Files
common/ragflow/chunk.go
2026-03-12 08:50:26 +08:00

179 lines
5.9 KiB
Go

package ragflow
import (
"context"
"fmt"
)
// 数据集内知识块管理
// 参考: https://ragflow.com.cn/docs/dev/http_api_reference#数据集内知识块管理
// Chunk 知识块结构体
type Chunk struct {
Id string `json:"id"`
Content string `json:"content"`
DocumentId string `json:"document_id"`
DatasetId string `json:"dataset_id"`
CreateTime string `json:"create_time"`
CreateTimestamp float64 `json:"create_timestamp"`
ImportantKeywords []string `json:"important_keywords"`
Questions []string `json:"questions"`
Available bool `json:"available"`
ImageId string `json:"image_id"`
Positions []string `json:"positions"`
}
// AddChunkReq 添加知识块请求
type AddChunkReq struct {
Content string `json:"content"`
ImportantKeywords []string `json:"important_keywords,omitempty"`
Questions []string `json:"questions,omitempty"`
}
// ListChunksReq 列出知识块请求
type ListChunksReq struct {
Keywords string `json:"keywords,omitempty"`
Page int `json:"page,omitempty"`
PageSize int `json:"page_size,omitempty"`
Id string `json:"id,omitempty"`
}
// ListChunksRes 列出知识块响应
type ListChunksRes struct {
Code int `json:"code"`
Data struct {
Chunks []*Chunk `json:"chunks"`
Doc interface{} `json:"doc"` // 文档信息,暂时用 interface{}
Total int `json:"total"`
} `json:"data"`
}
// DeleteChunksReq 删除知识块请求
type DeleteChunksReq struct {
ChunkIds []string `json:"chunk_ids,omitempty"` // 如果为空,删除所有
}
// UpdateChunkReq 更新知识块请求
type UpdateChunkReq struct {
Content string `json:"content,omitempty"`
ImportantKeywords []string `json:"important_keywords,omitempty"`
Available *bool `json:"available,omitempty"`
}
// RetrieveChunksReq 检索知识块请求
type RetrieveChunksReq struct {
Question string `json:"question"`
DatasetIds []string `json:"dataset_ids,omitempty"`
DocumentIds []string `json:"document_ids,omitempty"`
Page int `json:"page,omitempty"`
PageSize int `json:"page_size,omitempty"`
SimilarityThreshold float64 `json:"similarity_threshold,omitempty"`
VectorSimilarityWeight float64 `json:"vector_similarity_weight,omitempty"`
TopK int `json:"top_k,omitempty"`
RerankId string `json:"rerank_id,omitempty"`
Keyword bool `json:"keyword,omitempty"`
Highlight bool `json:"highlight,omitempty"`
CrossLanguages []string `json:"cross_languages,omitempty"`
MetadataCondition map[string]interface{} `json:"metadata_condition,omitempty"`
}
// RetrieveChunksRes 检索知识块响应 (结构比较复杂,暂时简化,根据实际返回调整)

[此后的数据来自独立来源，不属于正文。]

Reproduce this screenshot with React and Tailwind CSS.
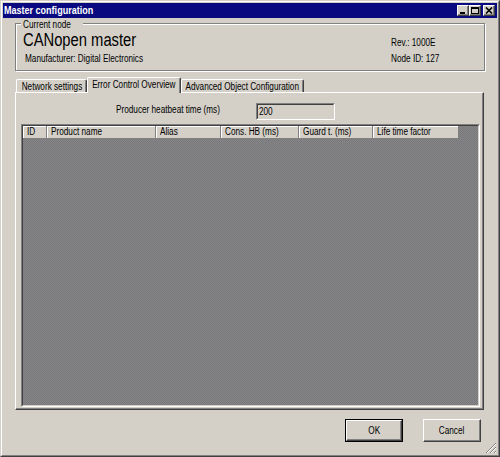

// 官方文档未给出详细响应结构,假设返回 chunks 列表
type RetrieveChunksRes struct {
Code int `json:"code"`
Data struct {
Chunks []interface{} `json:"chunks"` // 检索结果可能包含额外信息
Total int `json:"total"`
} `json:"data"`
}
// AddChunk 添加知识块
func (c *Client) AddChunk(ctx context.Context, datasetId, documentId string, req *AddChunkReq) (*Chunk, error) {
path := fmt.Sprintf("/api/v1/datasets/%s/documents/%s/chunks", datasetId, documentId)
var res struct {
Code int `json:"code"`
Data struct {
Chunk *Chunk `json:"chunk"`
} `json:"data"`
Msg string `json:"message"`
}
if err := c.request(ctx, "POST", path, req, &res); err != nil {
return nil, err
}
if res.Code != 0 {
return nil, fmt.Errorf("add chunk failed: %s", res.Msg)
}
return res.Data.Chunk, nil
}
// ListChunks 列出知识块
func (c *Client) ListChunks(ctx context.Context, datasetId, documentId string, req *ListChunksReq) (*ListChunksRes, error) {
path := fmt.Sprintf("/api/v1/datasets/%s/documents/%s/chunks?", datasetId, documentId)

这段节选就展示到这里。